If you think about how much you have to pay for interests of pawned items, you may just choose not to pawn at all. Pawnshops charge around 4 to 5 percent monthly interest rates on average. Paying for high interests is a sign that you’re getting into bad debts. It means you’ve not planned your finances properly for you to resort to drastic measures. If you can avoid it, you should.

If you are in dire need of cash, you may want to consider your alternatives before heading to a pawnshop. The wise thing to do is to prioritize those options that will pay the lowest interest first.

Alternatives to Pawnshops

It’s not a bad idea to approach your friends and relatives to borrow money. If you have a good enough reason to borrow, you’re friends and relatives may be more than willing to help you out. They’ll probably not accept any interest payments. But just make sure that you pay them as you promised. Or else you’ll get a bad reputation for not keeping the promises you make. You don’t want that.

Another option is to consider other lending institutions. Personal loans offered by banks, credit cooperatives and other government institutions may have favorable loan terms better than what pawnshops have. What you need to do is calculate the interest rate you’re going to pay considering these alternatives. Always remember that your best option is the one that has the lowest interest rate in it.

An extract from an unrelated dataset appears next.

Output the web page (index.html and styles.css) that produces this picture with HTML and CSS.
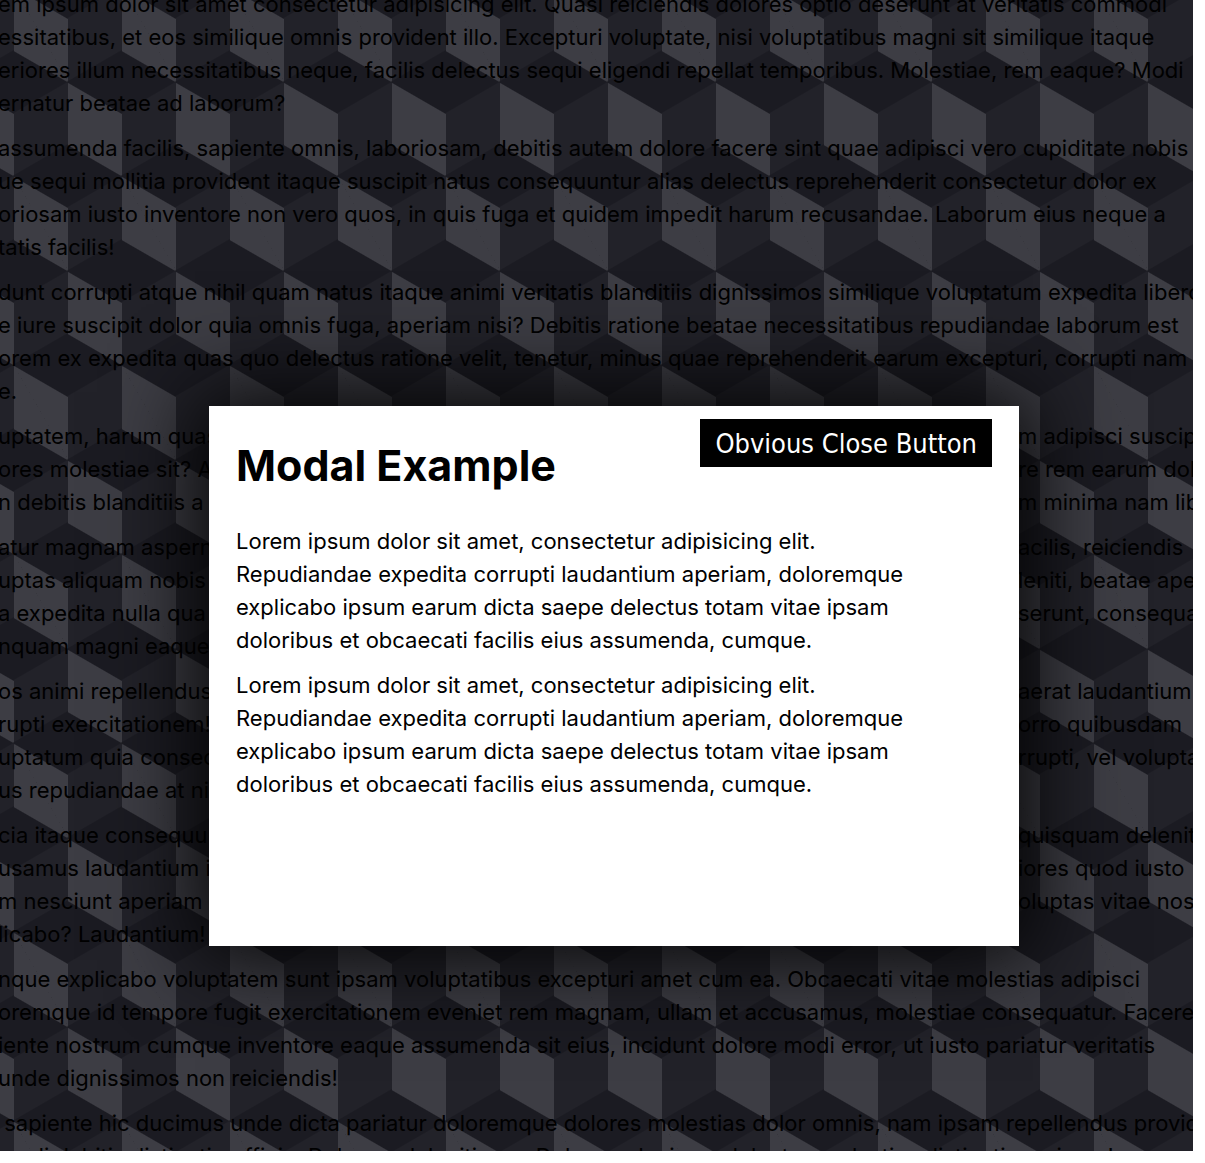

Tips When Pawning Your Valuables

But however you might have planned for the future, there are times when pawning will be your only best option. Or if you’re a guy who is still trying to recover from a bad financial mess, you may need to pawn some of your valuables to get the cash you need. Whatever reason you may have, pawning is an option that you should take with careful study.

Before you pawn anything, it’s important that you assess your ability to pay the loan on time. Are you expecting some cash by the time the loan payment falls due? Or do you expect any other sources of fund in the near future? Answering these questions will help you assess whether you can really repay the loan or if you’re just being overly optimistic about it.

If you’re not sure about your cash flow, be cautious about the items you pawn. Consider the very real possibility of not being able to repay the loan on time. Thus, you should only pawn items you are willing to lose. These items should not include things that may have sentimental values such as family heirlooms. Things that you know you can’t replace by buying another one like it shouldn’t be pawned.

Shop Around to Compare Pawnshops

Another important consideration is to make sure you check out all the pawnshops near you to know which one offers the best deal. Pawnshops, of course, compete with each other by offering the cheapest loans they can provide. But if you’re too lazy to check out all your options, the price is yours to pay.

Talking to your friends who have experienced pawning their valuables can also be a source of invaluable insights. They can tell you their honest assessment of how their own experience went. With all these knowledge, you will be able to decide properly if and when pawning will work for you.